Why Manual Conversion Always Fails
The Assamese script contains complex Juktakkhor (conjunct consonants) — combinations of two or three consonants that merge into a single glyph. Examples: ক্ষ (Ka+Ssa), ত্ৰ (Ta+Ra), স্ক (Sa+Ka).
In Unicode, each component character is stored sequentially and the rendering engine assembles the conjunct glyph. In Geetanjali, the conjunct itself occupies a single keyboard position.
Manually trying to retype or find-and-replace between these systems requires knowing the exact keyboard position of hundreds of characters and conjuncts. One missed substitution corrupts the entire document. For a 200-page book, manual conversion is practically impossible.
How Rupantarak Handles the Conversion
Rupantarak uses a complete character mapping database that covers:
- All Assamese and Bangla vowels and consonants
- All matra (vowel mark) combinations
- All Juktakkhor conjunct forms used in published Assamese text
- Hasanta and halant markers
- Assamese numerals
- Standard punctuation variants
The conversion engine processes documents left-to-right, resolving each Unicode sequence (including multi-character sequences for conjuncts) and replacing them with the correct Geetanjali-encoded output. It preserves paragraph breaks, tab stops, and document formatting.
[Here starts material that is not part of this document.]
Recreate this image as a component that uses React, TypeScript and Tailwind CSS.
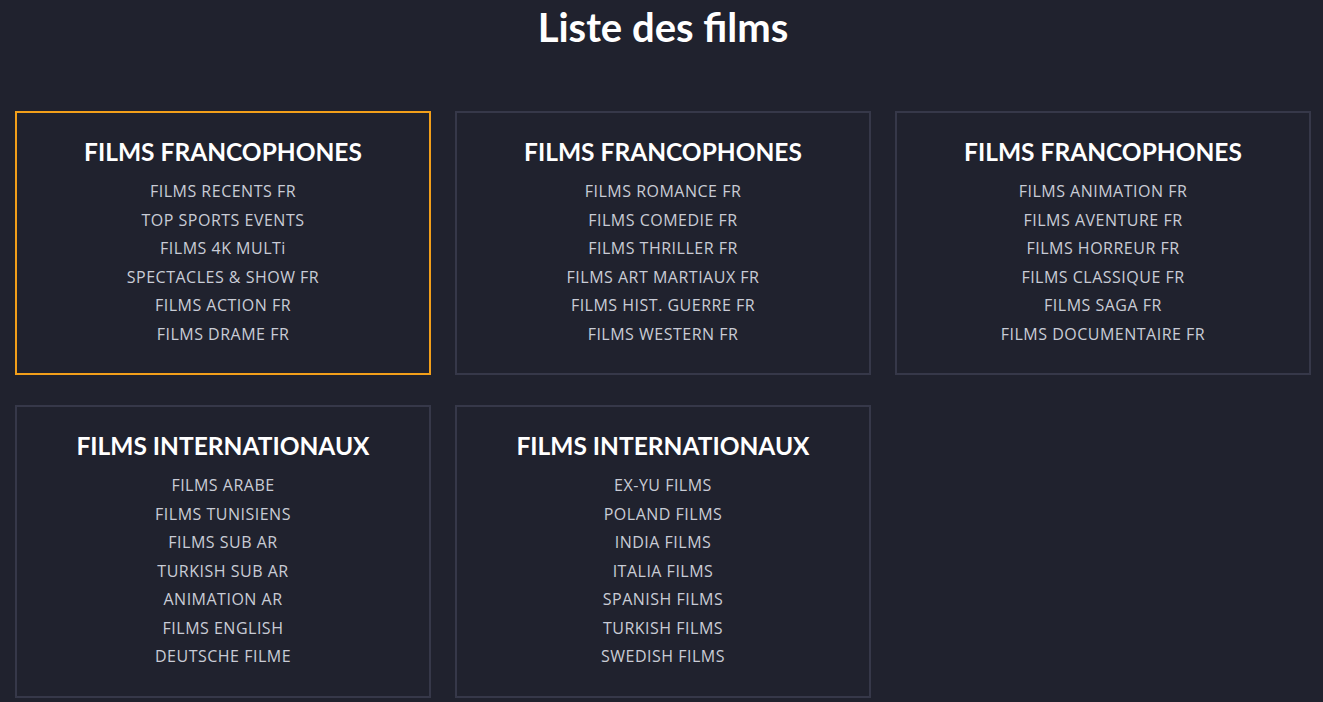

Speed: 2000 pages in 42 seconds. A standard 300-page novel converts in under 7 seconds.
Common Use Cases
| Workflow | Direction | Why |
|---|---|---|
| Reporter files article → Newspaper DTP | Unicode → Geetanjali | PageMaker production needs Geetanjali |
| Archive digitization → Reprint | Geetanjali → Unicode | Old files need Unicode for modern editing |
| Web content → Print | Unicode → Geetanjali | Web uses Unicode; print DTP uses legacy fonts |
| Book scan → Reprint | Unicode (OCR output) → Geetanjali | DRISTI OCR outputs Unicode; press needs Geetanjali |
| Legacy archive → Digital | Geetanjali → Unicode | Preserving files for web, search, accessibility |
Practical Workflow for Publishing Houses
For organizations that process large volumes of content daily:
- Collect Unicode articles from reporters (WhatsApp, email, Google Docs)
- Drop all files into a single folder
- Run Rupantarak batch conversion on the entire folder
- Geetanjali-encoded files appear in the output folder
- Import directly into PageMaker layout templates
The entire batch step takes seconds. For a newspaper with 30 articles per day, this replaces hours of manual formatting.
For the complete step-by-step setup guide, see the Unicode to Geetanjali tutorial.
Conclusion
Converting Unicode to Geetanjali is not optional for Assamese publishers operating in legacy DTP environments — it’s a daily production requirement. The only practical solution is a converter that understands the complete Assamese character set at a technical level.
Rupantarak has served as the professional standard for this conversion across Assam for years. If your workflow involves Assamese or Bangla text moving between Unicode and Geetanjali, it is the essential tool.
Related Reading
- Unicode to Geetanjali step-by-step tutorial — hands-on guide to Rupantarak’s workflow
- Assamese newspaper DTP workflow — how a real newsroom uses Rupantarak every production cycle
- Assamese typing guide for DTP professionals — keyboard input modes and DTP compatibility
- Unicode vs Geetanjali architecture — technical deep-dive on encoding differences
- History of Assamese font encoding — why Geetanjali exists and why it persists
- DRISTI OCR — for when the source content is printed (OCR → Unicode → Geetanjali workflow)
- PageMaker to InDesign migration — how to eventually move away from the Geetanjali pipeline
Frequently Asked Questions
Why can't I just copy-paste Unicode text into PageMaker with Geetanjali font?
Because Unicode and Geetanjali use entirely different character encoding systems. When you paste Unicode Assamese text and apply the Geetanjali font, the characters appear garbled — random English letters — because PageMaker renders the text using Geetanjali's mapping table, not Unicode code points. You need a dedicated converter like Rupantarak to properly remap every character.
Does Rupantarak support Ramdhenu and Bikash font formats too?
Rupantarak focuses on Unicode ↔ Geetanjali conversion, which is the most widely used pair in Assamese DTP. Contact the Jahnabi team for information about other legacy encoding formats.
How long does Unicode to Geetanjali conversion take for a 300-page book?
Rupantarak converts 2000 pages in approximately 42 seconds, so a 300-page book would complete in under 7 seconds. Batch conversion mode allows you to process entire folders automatically.
Will the converted Geetanjali text work in both PageMaker and InDesign?
Yes, as long as the Geetanjali font is installed on the system. Rupantarak generates standard Geetanjali-encoded text that works in any DTP application that has the font installed.